Turquie : enjeux internes et choix diplomatiques
Le traité de Lisbonne devait faire entrer l’Union européenne (UE) dans une ère nouvelle : ce sera peut-être le cas, mais celle-ci sera, en toute hypothèse, moins brillante que promis.
Certes, la construction européenne ne peut être jugée qu’à l’échelle de l’histoire, et on lui oppose des échéances de médiocre terme. Mais comme toute entreprise d’histoire, elle est remodelée par les événements, qui la contraignent, ou la déroutent : la « friction » clausewitzienne ne vaut pas seulement pour les guerres, et l’UE pourrait bien se retrouver « ailleurs », déviée de sa trajectoire initiale, sans l’avoir voulu. Le bilan d’aujourd’hui – qui n’est que partiellement imputable à Lisbonne – est peu enthousiasmant : ce numéro de Politique étrangère en donne quelques illustrations.
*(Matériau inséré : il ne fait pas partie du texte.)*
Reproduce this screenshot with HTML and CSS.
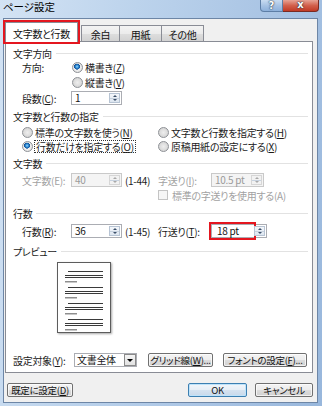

La question turque – qui fait l’objet du premier dossier de ce numéro – peut être vue comme l’emblème de l’incapacité de l’UE à décider, et à intégrer une conception claire de son être et de son destin. Après tout, l’Union aurait pu, pourrait légitimement choisir de refuser la candidature turque. Nulle évidence, ni en faveur de l’intégration, ni contre elle, ne prédétermine la réponse à donner. L’Europe n’a aucune définition naturelle, et l’UE encore moins : il s’agit d’une institution censée élire ses membres en fonction de ses objectifs propres et de ses conditions de fonctionnement. Bref, l’affaire doit être tranchée politiquement. À louvoyer sans cesse, à ouvrir des négociations en pensant les bloquer, Bruxelles incite de fait à l’inversion de la posture d’Ankara vis-à-vis de l’Europe : elle renvoie la Turquie à elle-même, à une nouvelle définition de sa politique étrangère et peut-être de ses équilibres politiques internes. À ne rien dire ou à tenir un discours incompréhensible, l’Union prend ainsi un risque non négligeable, dans une région où l’amateurisme géopolitique coûte souvent cher.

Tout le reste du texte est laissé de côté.